Wherever and whenever the system fails, a parallel system arises. Call it Maoism, Factionism or something else; fact of the matter is that socio-economic deprivation is at the root cause of the emergence of many such movements.
The Central government was not keen on formation of Telangana as they felt that a separate Telangana would become a hotbed of Naxalism. So, when KCR started the Telangana agitation, he was smart enough to realize that the concerns of the Center needed to be addressed apart from getting the Maoists to stay silent. He therefore said that the new state of Telangana would implement the 'Maoist agenda' and the comrades rejoiced.

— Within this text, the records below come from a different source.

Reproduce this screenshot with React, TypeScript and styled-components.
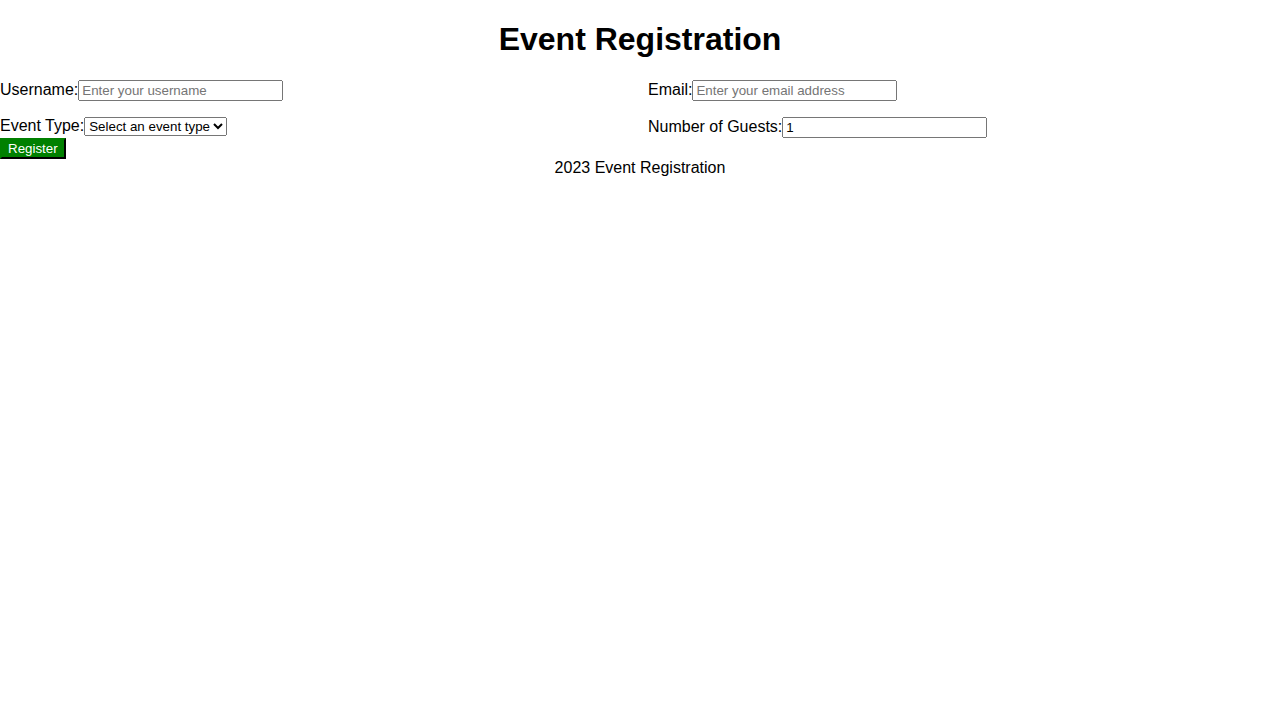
import React from "react";
import styled, { createGlobalStyle } from "styled-components";

const Global = createGlobalStyle`
  body {
    margin: 0;
    font-family: "Liberation Sans", Arial, sans-serif;
    font-size: 16px;
    color: #000;
    background: #fff;
  }
`;

const Title = styled.h1`
  text-align: center;
  font-size: 2em;
  font-weight: bold;
  margin: 0.67em 0;
`;

const FieldGrid = styled.div`
  display: grid;
  grid-template-columns: 1fr 1fr;
  gap: 16px;
`;

const Field = styled.div``;

const Label = styled.label``;

const TextInput = styled.input`
  box-sizing: border-box;
  width: 205px;
  height: 21px;
  font-family: "Liberation Sans", Arial, sans-serif;
  font-size: 13.333px;
`;

const Select = styled.select`
  font-family: "Liberation Sans", Arial, sans-serif;
  font-size: 13.333px;
`;

const Button = styled.button`
  display: block;
  background-color: green;
  color: #fff;
  font-family: "Liberation Sans", Arial, sans-serif;
  font-size: 13.333px;
  padding: 1px 6px;
  border: 2px outset #000;
  border-top-color: green;
  border-left-color: green;
`;

const Footer = styled.footer`
  text-align: center;
  line-height: 18px;
`;

export default function App() {
  return (
    <>
      <Global />
      <Title>Event Registration</Title>
      <form onSubmit={(e) => e.preventDefault()}>
        <FieldGrid>
          <Field>
            <Label htmlFor="username">Username:</Label>
            <TextInput id="username" type="text" placeholder="Enter your username" />
          </Field>
          <Field>
            <Label htmlFor="email">Email:</Label>
            <TextInput id="email" type="email" placeholder="Enter your email address" />
          </Field>
          <Field>
            <Label htmlFor="etype">Event Type:</Label>
            <Select id="etype" defaultValue="">
              <option value="">Select an event type</option>
              <option value="conf">Conference</option>
              <option value="workshop">Workshop</option>
            </Select>
          </Field>
          <Field>
            <Label htmlFor="guests">Number of Guests:</Label>
            <TextInput id="guests" type="number" defaultValue={1} min={1} />
          </Field>
        </FieldGrid>
        <Button type="submit">Register</Button>
      </form>
      <Footer>2023 Event Registration</Footer>
    </>
  );
}
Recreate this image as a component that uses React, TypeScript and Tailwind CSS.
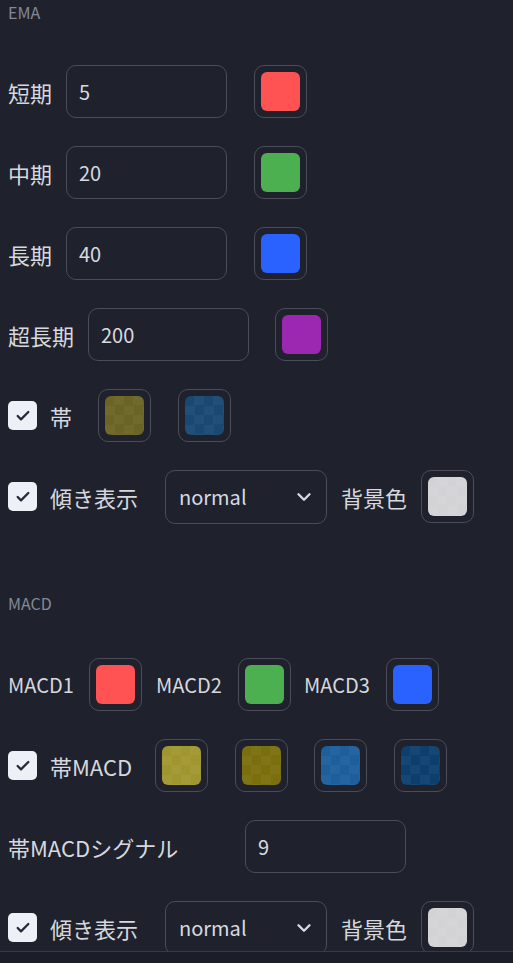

Forced to flee to Chhattisgarh by the police in the YSR administration, the Maoists felt that KCR was speaking their language although bereft of violence: making a Dalit the first CM of Telangana, free KG to PG education etc. 16 months of the TRS regime has left the Maoists completely disillusioned and they have now come back to the forests of Adilabad, Karimnagar etc to fight for the cause of farmers, unemployed youth, tribals displaced by mining activities and other victims of official apathy.
Perhaps the following fact mentioned by social activist Venugopal in his recent book 'Understanding Maoists' best underscores the disenchantment with the KCR regime: As many as 36 highly educated young men and women went underground to join the Maoist movement in the last two month alone. Reforming society through violence has never been part of the Indian ethos. But when the system fails, where is the outlet for their frustration? Are these young lives to be lost to an orgy of violence that creates more problems than it solves?
And the same scenario seems to be playing out in AP as well. Permission for bauxite mining in the agency area, forcible acquisition of land for real-estate purposes in the name of a new capital, etc. All these moves and decisions taken unilaterally have the potential of stoking the flames of Maoism.